What can you do to reduce the risk for your organization?

Some employers may decide to hire temporary help through a staffing agency, rather than contracting directly with the workers. This would appear to shift the risk of potential classification issues from the hiring business to the agency.

What many businesses do not realize, though, is the law recognizes a concept called “joint employment.” If the temporary employees are under your direct supervision — that is, you control when they start and stop work and what they do while they’re on the job — while they technically are employees of the agency, you may be considered a “joint employer” along with the agency. If this is the case, you can still find yourself partially liable for wage and hour violations that might occur — even if it was the agency that actually committed the error.

If you decide to work with an agency, you will want to accurately track the workers’ hours and ensure the agency classifies and pays them properly. For instance, you may do well to set these workers up in your time and attendance system and track their time yourself so you can have your own independent record of many hours they’re working each week.

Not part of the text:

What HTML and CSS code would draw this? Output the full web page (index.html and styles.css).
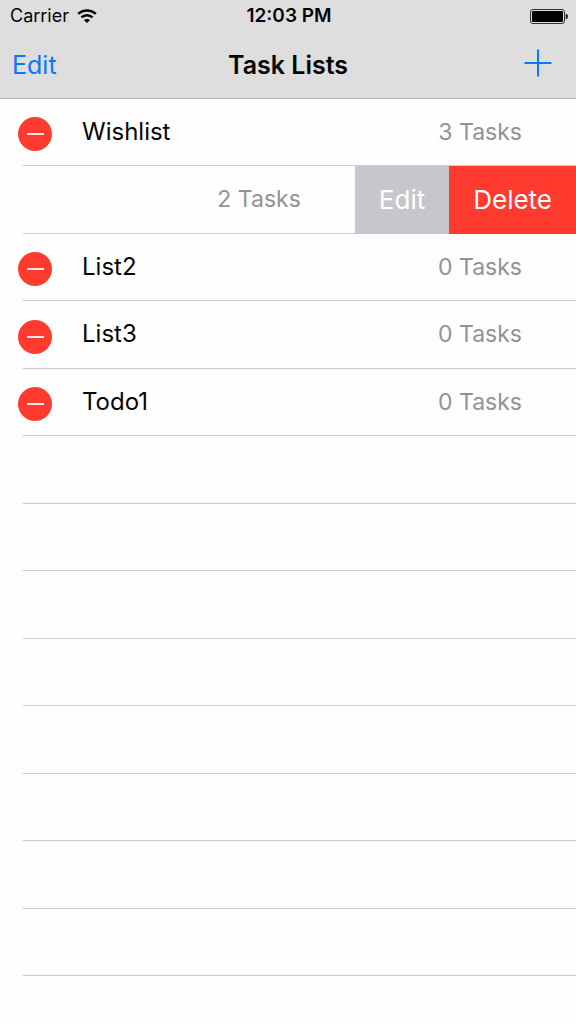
FILE: index.html
```html
<!DOCTYPE html>
<html lang="en">
<head>
<meta charset="utf-8">
<meta name="viewport" content="width=device-width, initial-scale=1">
<title>Task Lists</title>
<link rel="stylesheet" href="styles.css">
</head>
<body>
<header class="header">
  <div class="status">
    <div class="carrier">
      <span>Carrier</span>
      <svg class="wifi" width="20" height="14" viewBox="0 0 20 14" aria-hidden="true">
        <path d="M1.2 4.9C6 .2 14 .2 18.8 4.9M4.4 8.4c3.2-3 8-3 11.2 0" fill="none" stroke="#000" stroke-width="2.5"/>
        <path d="M10 14 6.9 11c1.8-1.5 4.4-1.5 6.2 0z" fill="#000"/>
      </svg>
    </div>
    <span class="time">12:03 PM</span>
    <svg class="battery" width="38" height="15" viewBox="0 0 38 15" aria-hidden="true">
      <rect x=".5" y=".5" width="34" height="14" rx="2.5" fill="none" stroke="#333"/>
      <rect x="2" y="2" width="31" height="11" rx="1" fill="#000"/>
      <path d="M36 5c2.4.6 2.4 4.4 0 5z" fill="#222" stroke="#222" stroke-width=".6"/>
    </svg>
  </div>
  <nav class="navbar">
    <button class="nav-button" type="button">Edit</button>
    <h1 class="title">Task Lists</h1>
    <button class="nav-button add" type="button" aria-label="Add list">
      <svg width="28" height="28" viewBox="0 0 28 28" aria-hidden="true"><path d="M14 .5v27M.5 14h27" stroke="#0879fb" stroke-width="2"/></svg>
    </button>
  </nav>
</header>
<main class="main">
  <ul class="list">
    <li class="row">
      <button class="remove" type="button" aria-label="Remove Wishlist"></button>
      <div class="cell"><span>Wishlist</span><span class="count">3 Tasks</span></div>
    </li>
    <li class="row swiped">
      <div class="cell"><span class="count">2 Tasks</span></div>
      <button class="action edit" type="button">Edit</button>
      <button class="action delete" type="button">Delete</button>
    </li>
    <li class="row">
      <button class="remove" type="button" aria-label="Remove List2"></button>
      <div class="cell"><span>List2</span><span class="count">0 Tasks</span></div>
    </li>
    <li class="row">
      <button class="remove" type="button" aria-label="Remove List3"></button>
      <div class="cell"><span>List3</span><span class="count">0 Tasks</span></div>
    </li>
    <li class="row">
      <button class="remove" type="button" aria-label="Remove Todo1"></button>
      <div class="cell"><span>Todo1</span><span class="count">0 Tasks</span></div>
    </li>
    <li class="row"></li>
    <li class="row"></li>
    <li class="row"></li>
    <li class="row"></li>
    <li class="row"></li>
    <li class="row"></li>
    <li class="row"></li>
    <li class="row"></li>
  </ul>
</main>
</body>
</html>
```
FILE: styles.css
```css
* { box-sizing: border-box; }

body {
  margin: 0;
  min-height: 100vh;
  background: #fefefe;
  color: #050505;
  font-family: Inter, "Liberation Sans", sans-serif;
  font-size: 24px;
  line-height: 32px;
}

button {
  padding: 0;
  border: 0;
  background: none;
  font: inherit;
  cursor: pointer;
}

svg { display: block; }

.header {
  background: #dedede;
  border-bottom: 1px solid #b2b2b2;
}

.status,
.navbar {
  display: grid;
  grid-template-columns: 1fr auto 1fr;
  align-items: center;
}

.status {
  height: 32px;
  padding: 0 8px 0 10px;
  font-size: 18px;
  line-height: 24px;
}

.carrier {
  display: flex;
  align-items: center;
  gap: 8px;
}

.time {
  font-size: 19px;
  font-weight: 600;
}

.battery { justify-self: end; }

.navbar {
  height: 66px;
  padding: 0 12px;
  font-size: 25px;
}

.nav-button {
  justify-self: start;
  color: #0879fb;
}

.add {
  justify-self: end;
  padding: 0 12px 4px;
}

.title {
  margin: 0;
  font-size: 25px;
  font-weight: 600;
}

.list {
  margin: 0;
  padding: 0;
  list-style: none;
}

.row {
  display: flex;
  height: 67px;
  padding-left: 18px;
  background: linear-gradient(#cbcacd, #cbcacd) 23px 100% / 100% 1px no-repeat;
}

.row:nth-child(even) { height: 68px; }

.cell {
  flex: 1;
  display: flex;
  align-items: center;
  justify-content: space-between;
  padding: 0 54px 2px 30px;
}

.count {
  color: #929295;
  font-size: 23px;
}

.remove {
  display: grid;
  place-items: center;
  align-self: center;
  width: 34px;
  height: 34px;
  margin-top: 3px;
  border-radius: 50%;
  background: #ff3b30;
}

.remove::before {
  content: "";
  width: 17px;
  height: 2px;
  background: #ffe9e7;
}

.swiped .cell { justify-content: flex-end; }

.action {
  padding: 0 24px;
  color: #fff;
  font-size: 26px;
}

.edit { background: #c7c6cd; }
.delete { background: #ff3b30; }
```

Whether you contract directly with workers or hire temps through an agency, your first line of defense should be a consultation with your employment law advisor. Your labor attorney can help you:

  • Determine which federal and state statutes and regulations apply to your situation.
  • Clarify what you need to do to stay on the right side of the law.
  • Help you conduct a self-audit to determine if you have any points of exposure.
  • Advise you what to do to solve them.

The bottom line: hiring contract workers is a viable means of staffing up to meet increases in business volume without increasing your permanent headcount. To avoid substantial back taxes, fines and penalties, however, it’s important to be aware of the criteria for these workers to be considered independent contractors under the law, and to properly classify all your workers according to those criteria.